Das Gericht führt weiter aus, dass die beanstandete Aussage der Rechtsansicht der BAuA
als zuständige nationale Biozid-Zulassungsbehörde entspricht. Das beklagte
Unternehmen hatte hierzu eine Rechtsauskunft der BAuA eingeholt, die ebenfalls
bestätigt hat, dass Biozid-Generatoren allenfalls erst ab 2017, sofern der Entwurf der
Biozid-Verordnung in Kraft tritt, zugelassen werden müssten. Insofern konnte auch aus
diesem Grund die Werbeaussage, die der aktuell eingeholten Rechtsansicht der
zuständigen Behörde entspricht, nicht unlauter sein.

Weiterhin hat, wie das Gericht es richtig sieht, das beklagte Unternehmen mit der
streitgegenständlichen Aussage nicht „suggeriert“, dass die unter Verwendung des
Generators gewonnenen Biozid-Produkte einer Zulassungspflicht unterliegen.
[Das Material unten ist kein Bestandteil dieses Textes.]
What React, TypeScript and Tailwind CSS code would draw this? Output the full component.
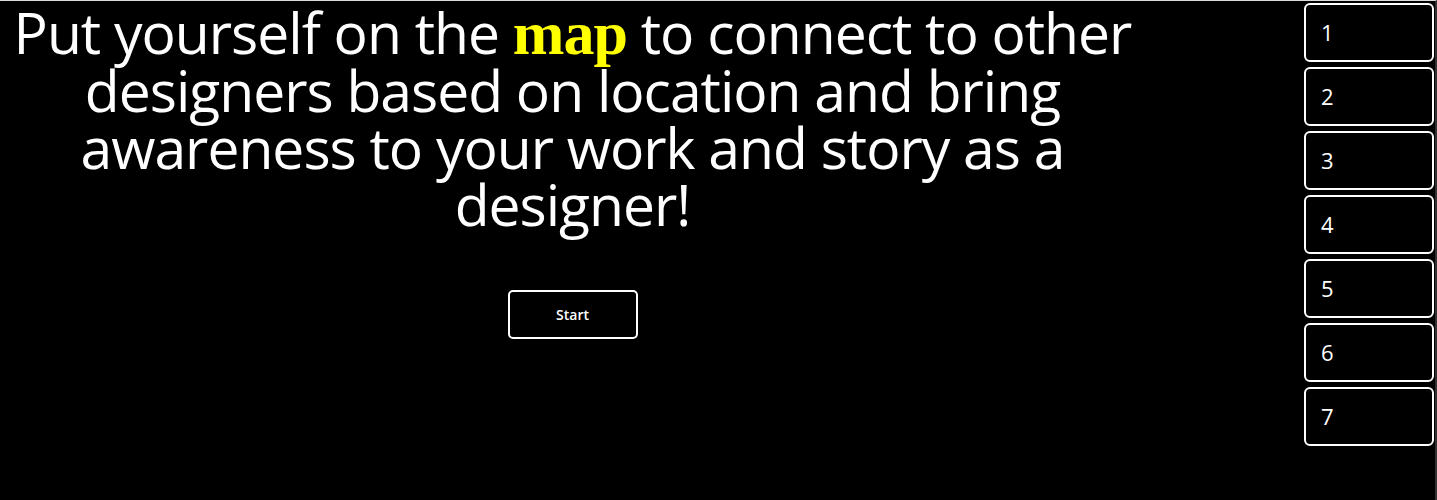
const steps = [1, 2, 3, 4, 5, 6, 7];

export default function App() {
  return (
    <div
      className="flex h-[500px] w-full bg-black text-white border-t border-[#dcdcdc] border-r-2 border-r-[#333333] overflow-hidden"
      style={{ fontFamily: '"Open Sans", "Noto Sans", sans-serif' }}
    >
      {/* Intro */}
      <main className="w-[1145px] shrink-0 flex flex-col items-center pt-[3px]">
        <h1 className="text-center text-[57px] leading-[57px] whitespace-nowrap tracking-[-1px] font-medium">
          Put yourself on the{" "}
          <span
            className="text-[#ffff00] font-bold text-[62px] leading-[57px]"
            style={{ fontFamily: '"Liberation Serif", "DejaVu Serif", serif' }}
          >
            map
          </span>{" "}
          to connect to other
          <br />
          designers based on location and bring
          <br />
          awareness to your work and story as a
          <br />
          designer!
        </h1>
        <button className="mt-[57px] w-[130px] h-[49px] rounded-[5px] border-2 border-white text-[14px] font-semibold">
          Start
        </button>
      </main>

      {/* Steps */}
      <aside className="flex-1 flex flex-col items-end gap-[5px] pt-[2px] pr-[1px]">
        {steps.map((n) => (
          <div
            key={n}
            className="w-[130px] h-[59px] rounded-[6px] border-2 border-white flex items-center pl-[15px] text-[22px] font-medium"
          >
            {n}
          </div>
        ))}
      </aside>
    </div>
  );
}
Zum einen
ist mit den Worten des Gerichts auch hier die BAuA gemäß der eingeholten
Rechtsauskunft der Ansicht, dass In-situ hergestellte Substanzen derzeit nicht von der
Biozid-Richtlinie betroffen sind (so auch unsere Auffassung in StoffR 6/2008, 309 ff.).
Zum anderen hat das beklagte Unternehmen nicht für die In-situ hergestellte Substanz
geworben, sondern ausschließlich für den Generator.

Zu guter Letzt kommt das Gericht zu dem korrekten Ergebnis, dass der von dem beklagten
Unternehmen geforderte eingeschränkte Unterlassungsanspruch dahingehend, dass die
Beklagte ihre Werbebehauptung eine Aufklärung über die künftige Zulassungspflicht
beifügen muss, nicht bestehe. Eine Irreführung der angesprochenen Verkehrskreise würde
nach Auffassung des Gerichts nämlich nur dann vorliegen, wenn die Zulassungspflicht
unmittelbar bevorstehen würde und die Anschaffung des jetzt noch zulassungsfreien
Generators wirtschaftlich für die Kunden uninteressant werde. Für letzteres hat die
Beklagtenseite jedoch nicht Substantiiertes vorgetragen, so dass die Klage auch aus
diesem Grund abzuweisen war.

Im Ergebnis können wir den überzeugenden Ausführungen des Gerichts nur beipflichten.
Auch wenn die Entscheidung noch nicht rechtskräftig ist, sind wir davon überzeugt, dass
das Berufungsgericht, falls es zur Berufung kommt, sich der Auffassung des
erstinstanzlichen Landgerichts anschließen wird. Somit sollte dann auch der Literaturstreit
über die Frage, ob In-situ hergestellte Geräte und Substanzen derzeit der
Zulassungspflicht unterliegen, erledigt sein.